* START *
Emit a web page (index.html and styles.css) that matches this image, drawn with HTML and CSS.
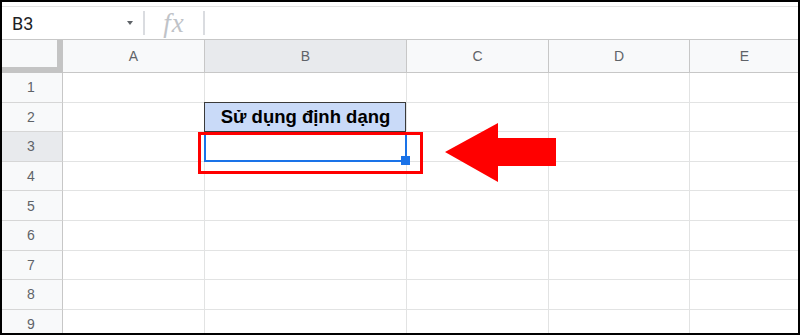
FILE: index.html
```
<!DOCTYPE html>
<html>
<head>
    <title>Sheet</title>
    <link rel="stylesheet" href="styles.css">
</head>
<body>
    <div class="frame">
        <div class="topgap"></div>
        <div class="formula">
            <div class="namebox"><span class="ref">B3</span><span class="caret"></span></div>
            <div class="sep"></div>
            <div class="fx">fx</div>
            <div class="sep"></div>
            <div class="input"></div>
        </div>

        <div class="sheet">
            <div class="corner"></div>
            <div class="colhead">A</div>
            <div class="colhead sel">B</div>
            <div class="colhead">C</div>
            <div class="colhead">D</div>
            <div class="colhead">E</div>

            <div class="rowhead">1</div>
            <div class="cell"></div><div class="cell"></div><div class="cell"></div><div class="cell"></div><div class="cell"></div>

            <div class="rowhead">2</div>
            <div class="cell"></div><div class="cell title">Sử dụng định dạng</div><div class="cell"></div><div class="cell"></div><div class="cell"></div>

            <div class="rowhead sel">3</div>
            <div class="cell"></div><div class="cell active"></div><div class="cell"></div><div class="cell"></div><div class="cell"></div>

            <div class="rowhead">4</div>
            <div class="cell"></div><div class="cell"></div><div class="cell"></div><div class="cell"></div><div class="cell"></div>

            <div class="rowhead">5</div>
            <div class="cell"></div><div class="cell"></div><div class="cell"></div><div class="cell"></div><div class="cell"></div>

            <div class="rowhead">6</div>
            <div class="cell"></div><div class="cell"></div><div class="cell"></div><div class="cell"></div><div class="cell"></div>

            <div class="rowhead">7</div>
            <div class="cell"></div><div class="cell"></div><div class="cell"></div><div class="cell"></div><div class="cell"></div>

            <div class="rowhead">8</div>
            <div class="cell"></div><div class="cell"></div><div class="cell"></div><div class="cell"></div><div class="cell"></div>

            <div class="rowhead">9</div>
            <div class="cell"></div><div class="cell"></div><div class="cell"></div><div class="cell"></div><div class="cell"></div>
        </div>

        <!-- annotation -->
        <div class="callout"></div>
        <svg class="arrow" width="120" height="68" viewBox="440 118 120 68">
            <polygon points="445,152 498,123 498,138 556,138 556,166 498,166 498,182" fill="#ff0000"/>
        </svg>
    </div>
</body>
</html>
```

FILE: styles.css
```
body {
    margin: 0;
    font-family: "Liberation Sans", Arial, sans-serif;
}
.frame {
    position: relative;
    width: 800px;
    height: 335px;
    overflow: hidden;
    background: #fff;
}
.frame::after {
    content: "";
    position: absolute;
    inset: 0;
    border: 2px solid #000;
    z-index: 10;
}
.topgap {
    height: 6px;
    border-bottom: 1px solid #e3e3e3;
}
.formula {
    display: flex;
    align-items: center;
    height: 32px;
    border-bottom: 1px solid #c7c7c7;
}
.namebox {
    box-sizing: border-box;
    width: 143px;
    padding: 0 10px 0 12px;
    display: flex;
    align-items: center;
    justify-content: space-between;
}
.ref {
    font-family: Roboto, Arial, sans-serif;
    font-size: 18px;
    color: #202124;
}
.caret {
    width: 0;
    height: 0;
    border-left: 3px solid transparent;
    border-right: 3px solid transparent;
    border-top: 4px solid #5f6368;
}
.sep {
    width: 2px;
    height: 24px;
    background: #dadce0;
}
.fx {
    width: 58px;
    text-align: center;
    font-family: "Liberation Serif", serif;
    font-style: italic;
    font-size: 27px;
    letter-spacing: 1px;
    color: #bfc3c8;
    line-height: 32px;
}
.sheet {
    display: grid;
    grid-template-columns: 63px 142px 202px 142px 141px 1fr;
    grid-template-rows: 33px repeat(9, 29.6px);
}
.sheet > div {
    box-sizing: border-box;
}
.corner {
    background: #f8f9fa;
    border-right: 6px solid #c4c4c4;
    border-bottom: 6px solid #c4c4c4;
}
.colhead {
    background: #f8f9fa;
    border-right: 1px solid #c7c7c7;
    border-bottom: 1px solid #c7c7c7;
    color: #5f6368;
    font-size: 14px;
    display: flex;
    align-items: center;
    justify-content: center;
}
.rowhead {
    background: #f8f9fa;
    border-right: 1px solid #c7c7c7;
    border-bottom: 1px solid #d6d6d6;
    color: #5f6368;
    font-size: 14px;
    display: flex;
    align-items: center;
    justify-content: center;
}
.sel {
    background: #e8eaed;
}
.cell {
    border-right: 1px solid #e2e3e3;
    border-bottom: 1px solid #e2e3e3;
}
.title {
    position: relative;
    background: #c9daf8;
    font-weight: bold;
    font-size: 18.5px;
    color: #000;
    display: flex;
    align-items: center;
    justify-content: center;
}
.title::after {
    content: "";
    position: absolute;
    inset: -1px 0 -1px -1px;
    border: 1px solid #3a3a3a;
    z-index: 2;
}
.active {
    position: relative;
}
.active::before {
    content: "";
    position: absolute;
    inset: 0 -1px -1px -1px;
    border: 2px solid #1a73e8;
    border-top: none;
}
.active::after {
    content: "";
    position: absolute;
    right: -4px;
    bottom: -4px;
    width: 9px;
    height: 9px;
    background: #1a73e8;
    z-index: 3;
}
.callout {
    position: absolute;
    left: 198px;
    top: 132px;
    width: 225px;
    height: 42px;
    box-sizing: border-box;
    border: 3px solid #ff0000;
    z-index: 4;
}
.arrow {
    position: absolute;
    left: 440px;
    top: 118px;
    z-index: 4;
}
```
* END *
__Task instructions__. Write out each line again precisely as it appears, skipping every picture.

__Finished task__.
Emit a web page (index.html and styles.css) that matches this image, drawn with HTML and CSS.
FILE: index.html
```
<!DOCTYPE html>
<html>
<head>
    <title>Sheet</title>
    <link rel="stylesheet" href="styles.css">
</head>
<body>
    <div class="frame">
        <div class="topgap"></div>
        <div class="formula">
            <div class="namebox"><span class="ref">B3</span><span class="caret"></span></div>
            <div class="sep"></div>
            <div class="fx">fx</div>
            <div class="sep"></div>
            <div class="input"></div>
        </div>

        <div class="sheet">
            <div class="corner"></div>
            <div class="colhead">A</div>
            <div class="colhead sel">B</div>
            <div class="colhead">C</div>
            <div class="colhead">D</div>
            <div class="colhead">E</div>

            <div class="rowhead">1</div>
            <div class="cell"></div><div class="cell"></div><div class="cell"></div><div class="cell"></div><div class="cell"></div>

            <div class="rowhead">2</div>
            <div class="cell"></div><div class="cell title">Sử dụng định dạng</div><div class="cell"></div><div class="cell"></div><div class="cell"></div>

            <div class="rowhead sel">3</div>
            <div class="cell"></div><div class="cell active"></div><div class="cell"></div><div class="cell"></div><div class="cell"></div>

            <div class="rowhead">4</div>
            <div class="cell"></div><div class="cell"></div><div class="cell"></div><div class="cell"></div><div class="cell"></div>

            <div class="rowhead">5</div>
            <div class="cell"></div><div class="cell"></div><div class="cell"></div><div class="cell"></div><div class="cell"></div>

            <div class="rowhead">6</div>
            <div class="cell"></div><div class="cell"></div><div class="cell"></div><div class="cell"></div><div class="cell"></div>

            <div class="rowhead">7</div>
            <div class="cell"></div><div class="cell"></div><div class="cell"></div><div class="cell"></div><div class="cell"></div>

            <div class="rowhead">8</div>
            <div class="cell"></div><div class="cell"></div><div class="cell"></div><div class="cell"></div><div class="cell"></div>

            <div class="rowhead">9</div>
            <div class="cell"></div><div class="cell"></div><div class="cell"></div><div class="cell"></div><div class="cell"></div>
        </div>

        <!-- annotation -->
        <div class="callout"></div>
        <svg class="arrow" width="120" height="68" viewBox="440 118 120 68">
            <polygon points="445,152 498,123 498,138 556,138 556,166 498,166 498,182" fill="#ff0000"/>
        </svg>
    </div>
</body>
</html>
```

FILE: styles.css
```
body {
    margin: 0;
    font-family: "Liberation Sans", Arial, sans-serif;
}
.frame {
    position: relative;
    width: 800px;
    height: 335px;
    overflow: hidden;
    background: #fff;
}
.frame::after {
    content: "";
    position: absolute;
    inset: 0;
    border: 2px solid #000;
    z-index: 10;
}
.topgap {
    height: 6px;
    border-bottom: 1px solid #e3e3e3;
}
.formula {
    display: flex;
    align-items: center;
    height: 32px;
    border-bottom: 1px solid #c7c7c7;
}
.namebox {
    box-sizing: border-box;
    width: 143px;
    padding: 0 10px 0 12px;
    display: flex;
    align-items: center;
    justify-content: space-between;
}
.ref {
    font-family: Roboto, Arial, sans-serif;
    font-size: 18px;
    color: #202124;
}
.caret {
    width: 0;
    height: 0;
    border-left: 3px solid transparent;
    border-right: 3px solid transparent;
    border-top: 4px solid #5f6368;
}
.sep {
    width: 2px;
    height: 24px;
    background: #dadce0;
}
.fx {
    width: 58px;
    text-align: center;
    font-family: "Liberation Serif", serif;
    font-style: italic;
    font-size: 27px;
    letter-spacing: 1px;
    color: #bfc3c8;
    line-height: 32px;
}
.sheet {
    display: grid;
    grid-template-columns: 63px 142px 202px 142px 141px 1fr;
    grid-template-rows: 33px repeat(9, 29.6px);
}
.sheet > div {
    box-sizing: border-box;
}
.corner {
    background: #f8f9fa;
    border-right: 6px solid #c4c4c4;
    border-bottom: 6px solid #c4c4c4;
}
.colhead {
    background: #f8f9fa;
    border-right: 1px solid #c7c7c7;
    border-bottom: 1px solid #c7c7c7;
    color: #5f6368;
    font-size: 14px;
    display: flex;
    align-items: center;
    justify-content: center;
}
.rowhead {
    background: #f8f9fa;
    border-right: 1px solid #c7c7c7;
    border-bottom: 1px solid #d6d6d6;
    color: #5f6368;
    font-size: 14px;
    display: flex;
    align-items: center;
    justify-content: center;
}
.sel {
    background: #e8eaed;
}
.cell {
    border-right: 1px solid #e2e3e3;
    border-bottom: 1px solid #e2e3e3;
}
.title {
    position: relative;
    background: #c9daf8;
    font-weight: bold;
    font-size: 18.5px;
    color: #000;
    display: flex;
    align-items: center;
    justify-content: center;
}
.title::after {
    content: "";
    position: absolute;
    inset: -1px 0 -1px -1px;
    border: 1px solid #3a3a3a;
    z-index: 2;
}
.active {
    position: relative;
}
.active::before {
    content: "";
    position: absolute;
    inset: 0 -1px -1px -1px;
    border: 2px solid #1a73e8;
    border-top: none;
}
.active::after {
    content: "";
    position: absolute;
    right: -4px;
    bottom: -4px;
    width: 9px;
    height: 9px;
    background: #1a73e8;
    z-index: 3;
}
.callout {
    position: absolute;
    left: 198px;
    top: 132px;
    width: 225px;
    height: 42px;
    box-sizing: border-box;
    border: 3px solid #ff0000;
    z-index: 4;
}
.arrow {
    position: absolute;
    left: 440px;
    top: 118px;
    z-index: 4;
}
```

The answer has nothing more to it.